*** Dataset section

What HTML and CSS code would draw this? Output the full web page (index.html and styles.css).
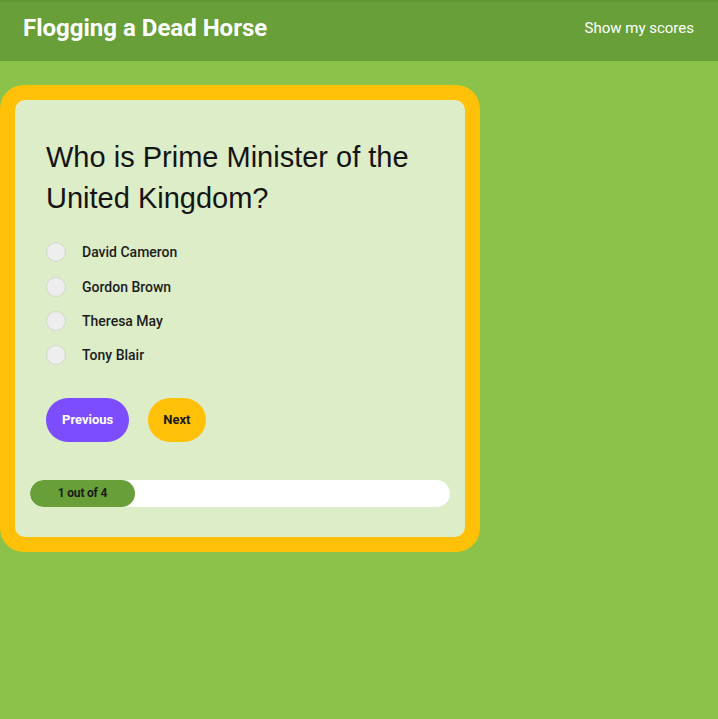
FILE: index.html
```html
<!DOCTYPE html>
<html lang="en">
<head>
<meta charset="utf-8">
<title>Flogging a Dead Horse</title>
<link rel="stylesheet" href="styles.css">
</head>
<body>
<header class="topbar">
  <h1 class="brand">Flogging a Dead Horse</h1>
  <a class="scores-link" href="#">Show my scores</a>
</header>
<main class="page">
  <section class="quiz-frame">
    <div class="quiz-card">
      <div class="question-block">
        <h2 class="question">Who is Prime Minister of the United Kingdom?</h2>
        <ul class="options">
          <li class="option"><span class="radio"></span><span class="option-label">David Cameron</span></li>
          <li class="option"><span class="radio"></span><span class="option-label">Gordon Brown</span></li>
          <li class="option"><span class="radio"></span><span class="option-label">Theresa May</span></li>
          <li class="option"><span class="radio"></span><span class="option-label">Tony Blair</span></li>
        </ul>
        <div class="actions">
          <button class="btn btn-prev">Previous</button>
          <button class="btn btn-next">Next</button>
        </div>
      </div>
      <div class="progress">
        <div class="progress-fill" style="width:25%">1 out of 4</div>
      </div>
    </div>
  </section>
</main>
</body>
</html>
```
FILE: styles.css
```css
html, body {
  margin: 0;
  padding: 0;
}
body {
  background: #8bc34a;
  font-family: Roboto, "Liberation Sans", Arial, sans-serif;
  color: #1a1a1a;
  min-height: 719px;
}
.topbar {
  height: 61px;
  box-sizing: border-box;
  background: #689f38;
  border-top: 2px solid #5e9632;
  display: flex;
  align-items: center;
  justify-content: space-between;
  padding: 0 24px 8px 23px;
}
.brand {
  margin: 0;
  font-family: Roboto, "Liberation Sans", sans-serif;
  font-size: 24px;
  font-weight: 700;
  color: #ffffff;
}
.scores-link {
  color: #ffffff;
  text-decoration: none;
  font-size: 15px;
}
.page {
  padding-top: 24px;
}
.quiz-frame {
  width: 480px;
  box-sizing: border-box;
  background: #ffc107;
  padding: 15px;
  border-radius: 24px;
}
.quiz-card {
  background: #dcedc8;
  border-radius: 10px;
  padding: 0 15px 30px;
}
.question-block {
  padding: 37px 16px 0;
}
.question {
  margin: 0;
  font-family: "Liberation Sans", Arial, sans-serif;
  font-size: 29px;
  line-height: 41px;
  font-weight: 400;
  color: #141414;
}
.options {
  list-style: none;
  margin: 16px 0 0;
  padding: 0;
}
.option {
  height: 34.4px;
  display: flex;
  align-items: center;
  gap: 16px;
}
.radio {
  width: 18px;
  height: 18px;
  border-radius: 50%;
  background: #eeeeee;
  border: 1px solid #d3d8cc;
  flex: none;
}
.option-label {
  font-size: 14px;
  font-weight: 500;
  color: #1c1c1c;
}
.actions {
  display: flex;
  gap: 19px;
  margin-top: 25px;
}
.btn {
  height: 44px;
  border: none;
  border-radius: 22px;
  padding: 0 16px;
  font-family: Roboto, "Liberation Sans", sans-serif;
  font-weight: 700;
  font-size: 13px;
  cursor: pointer;
}
.btn-prev {
  background: #7c4dff;
  color: #ffffff;
}
.btn-next {
  background: #ffc107;
  color: #1a1a1a;
  padding: 0 15px;
}
.progress {
  margin-top: 38px;
  height: 27px;
  background: #ffffff;
  border-radius: 14px;
  overflow: hidden;
}
.progress-fill {
  height: 100%;
  background: #689f38;
  border-radius: 14px;
  display: flex;
  align-items: center;
  justify-content: center;
  font-size: 12px;
  font-weight: 700;
  color: #1a1a1a;
  letter-spacing: -0.2px;
}
```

******

# Work to complete
Every line above that contains the word "page" should be reported.

# Answer to this exercise
What HTML and CSS code would draw this? Output the full web page (index.html and styles.css).
<main class="page">
.page {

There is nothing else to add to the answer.